Source metadata

  • Type: Textbook
  • Author: Zack Hiwiller
  • Publisher: New Riders (Pearson), 2016
  • Scope: 481 pages, 34 chapters across 8 parts. Broad introductory-to-intermediate textbook on game design, with unusually strong coverage of game theory, behavioural psychology, and quantitative tools (probability, spreadsheets, Monte Carlo simulation).

Key takeaways

  • The Fundamental Game Design Directive: Keep players making interesting decisions.

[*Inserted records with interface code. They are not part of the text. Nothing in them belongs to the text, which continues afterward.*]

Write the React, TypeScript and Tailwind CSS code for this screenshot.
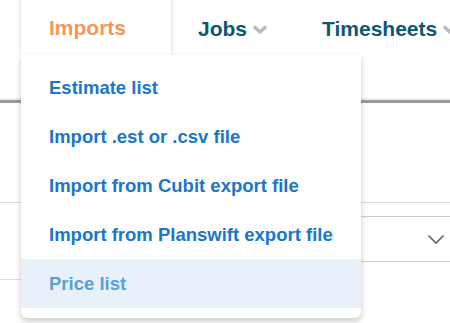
const menuItems = [
  'Estimate list',
  'Import .est or .csv file',
  'Import from Cubit export file',
  'Import from Planswift export file',
  'Price list',
]

function Chevron() {
  return (
    <svg width="14" height="10" viewBox="0 0 14 10" className="ml-[6px] mt-[2px]">
      <polyline
        points="2,2.5 7,7 12,2.5"
        fill="none"
        stroke="#bbbbbb"
        strokeWidth="3.6"
        strokeLinecap="round"
        strokeLinejoin="round"
      />
    </svg>
  )
}

export default function App() {
  return (
    <div className="relative h-[323px] w-[450px] overflow-hidden bg-white font-['Liberation_Sans',Arial,sans-serif]">
      <header className="flex h-[55px] items-end whitespace-nowrap pl-[21px] text-[21px] font-bold">
        <div className="flex h-[62px] w-[150px] shrink-0 items-center px-7 pt-[10px] pb-[2px] text-[#f7955a] shadow-[0_0_5px_rgba(0,0,0,0.16)]">
          Imports
        </div>
        <div className="flex h-[50px] shrink-0 items-center pb-[2px] pl-[27px] text-[#0d5675]">
          Jobs
          <Chevron />
        </div>
        <div className="flex h-[50px] shrink-0 items-center pb-[2px] pl-[55px] text-[#0d5675]">
          Timesheets
          <Chevron />
        </div>
      </header>

      <div className="mt-[43px] h-[2px] bg-[#eeeeee]" />
      <div className="h-[3px] bg-[#999999]" />

      <div className="mt-[99px] border-t border-[#dddddd]" />
      <div className="ml-[200px] mr-[-10px] mt-[13px] flex h-[46px] items-center justify-end border-y border-[#cccccc] pr-[15px]">
        <svg width="18" height="11" viewBox="0 0 18 11">
          <polyline points="1.5,1.5 9,9 16.5,1.5" fill="none" stroke="#666666" strokeWidth="1.6" />
        </svg>
      </div>
      <div className="mt-[17px] w-[300px] border-t border-[#dddddd]" />

      <nav className="absolute left-[21px] top-[55px] z-20 w-[340px] rounded-b-md bg-white pb-[10px] pt-2 shadow-[0_3px_6px_rgba(0,0,0,0.22)]">
        {menuItems.map((label, i) => {
          const active = i === menuItems.length - 1
          return (
            <div
              key={label}
              className={
                active
                  ? 'flex h-[49px] items-center bg-[#e8f1f9] px-7 text-[18.5px] font-bold text-[#5a9fdc]'
                  : 'flex h-[49px] items-center px-7 text-[18.5px] font-bold text-[#1a76c9]'
              }
            >
              {label}
            </div>
          )
        })}
      </nav>
    </div>
  )
}
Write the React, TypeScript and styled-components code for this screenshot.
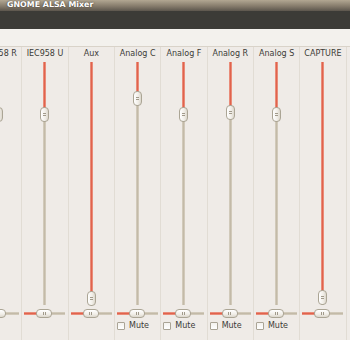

This is Hiwiller’s central claim — the primary job of the game designer is to create conditions for meaningful decision-making, and flow is the psychological state associated with doing so well.
  • Decision taxonomy: Distinguishes blind, obvious, meaningless, misleading, and handcuffing decisions as anti-patterns; trade-offs and informed decisions with real consequences as the positive pattern.
  • Anatomy of a choice (Salen & Zimmerman via Hiwiller): Five diagnostic questions — Before, Communication, Action, Consequences, Feedback — form a practical framework for auditing any in-game decision.
  • Randomness as a design tool: Neither good nor bad intrinsically; the skill/luck spectrum and player perception of fairness determine its effect. Randomness should be designed for, not left to chance.
  • Game theory applied to games: Rigorous coverage of Nash equilibria, Prisoner’s Dilemma, zero-sum games, and dominant strategies — treated as practical design tools, not just academic frameworks.
  • Behavioural psychology: Reinforcement schedules (Skinner), operant conditioning, and the “extinction” problem are applied directly to reward design and engagement.
  • Human cognitive biases: Anchoring, loss aversion, prospect theory, and decision heuristics from Kahneman/Tversky applied to how players actually make choices in games.
  • Quantitative design: Probability, spreadsheet simulation, and Monte Carlo methods treated as core competencies for game designers — not optional extras.

Notable claims

“Randomness for the game designer is like salt for a chef. Sometimes you want to prepare something a bit salty. Sometimes adding salt only hurts the dish.” — Hiwiller, Ch. 11

“The single most useful technique for making a decision interesting, hands down, is introducing a trade-off.” — Hiwiller, Ch. 10

“More agency is not necessarily better. The key is to give the player agency only for decisions he cares about and those that effectively serve the experience that the designers wish to create.” — Hiwiller, Ch. 10

“The variable ratio is what most slot machine designers use. It causes the greatest amount of activity. When the rats do not know when the food pellet is coming, they push the lever furiously.” — Hiwiller, Ch. 23

On Sid Meier’s Civilization finding: players with a 3:1 army advantage expected never to lose a battle, but with a 1:3 disadvantage expected to win 25% of battles — demonstrating asymmetric fairness perception.

Relevance

This source primarily informs:

  • Decision-making and player agency — Hiwiller’s central concern; adds decision taxonomy and anatomy of a choice framework
  • Flow — Extends existing coverage with Jenova Chen’s MFA thesis, the “Fundamental Game Design Directive” framing, and casual/hardcore positioning on the challenge/skill axis
  • Randomness — Creates an entirely new topic not previously covered in the wiki
  • Game theory — Creates an entirely new topic not previously covered
  • Reward systems — Adds Skinner/operant conditioning detail, extinction concept, and behavioural mechanism behind variable ratio schedules
  • Cognitive biases — New depth on how players actually make decisions (anchoring, loss aversion, prospect theory)
  • Playtesting and prototyping — Practical paper prototyping techniques, A/B testing, InDesign data merge for cards
  • Production and documentation — GDD creation process, risk analysis in pitches, presentation design
  • Game balance — Marginal decision analysis as a balancing technique

Open questions raised

  • When is opaque DDA preferable to transparent DDA? Hiwiller cites Jenova Chen’s flOw as an explicit DDA implementation — does making the system visible reduce or enhance its effect?
  • Hiwiller covers game theory as if players reason rationally, then dedicates Ch. 21 to dismantling that assumption. What does this mean for designers who use game theory to predict player behaviour?
  • The variable ratio schedule is the most engaging and the most ethically concerning reinforcement pattern. Hiwiller acknowledges this tension but does not resolve it — where is the line?